This is a birthday party for 5 and 6 year olds which means that you don't invite a 3 year old. What is appropriate (ie. fun, safe, and skill level) is not necessarily appropriate for a 3 yo.
I also add that it will be difficult enough managing 5 and 6 year olds and having a 3 yo, even if he's well behaved adds to the difficulty.
My daughter has a birthday party for her kids that has only kids near in age. And then the family, which includes younger and older kids have another one which is not as structured as the same age party. This year the family party included my daughter's friends and their kids. She rented the gymn at a community Center which included an adult to manage games. Each child could choose what they wanted to do. There was basketball, trampoline, a giant ball to push around, "bowling" played on the floor. And of course just running around which is what the younger kids mostly did. The adults set up pizza, cake and ice cream in the kitchen while the kids played in the gym. There was usually 1 or 2 adults in the gym with the adults rotating in an informal way.

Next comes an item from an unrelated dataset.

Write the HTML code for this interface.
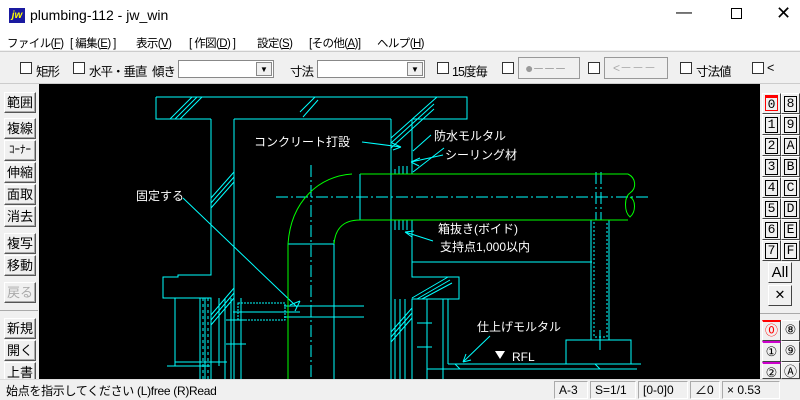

My final word is that you do not need to feel bad about not inviting the 3 yo. As children grow older they have different skills, likes and dislikes. The 3 yo does not have the same level of skills and does require more supervision even if they are well behaved. You already know his mother isn't able to provide that supervision.
I also agree that you don't have to tell this friend about the party. However, if the 2 families see each other often it may come out. In that case it's best to mention it ahead of time and tell her the party is only for 5 and 6 year olds. She shouldn't be upset.
If you want the two families to celebrate your son's birthday you could invite them over for cake and ice cream on a different date.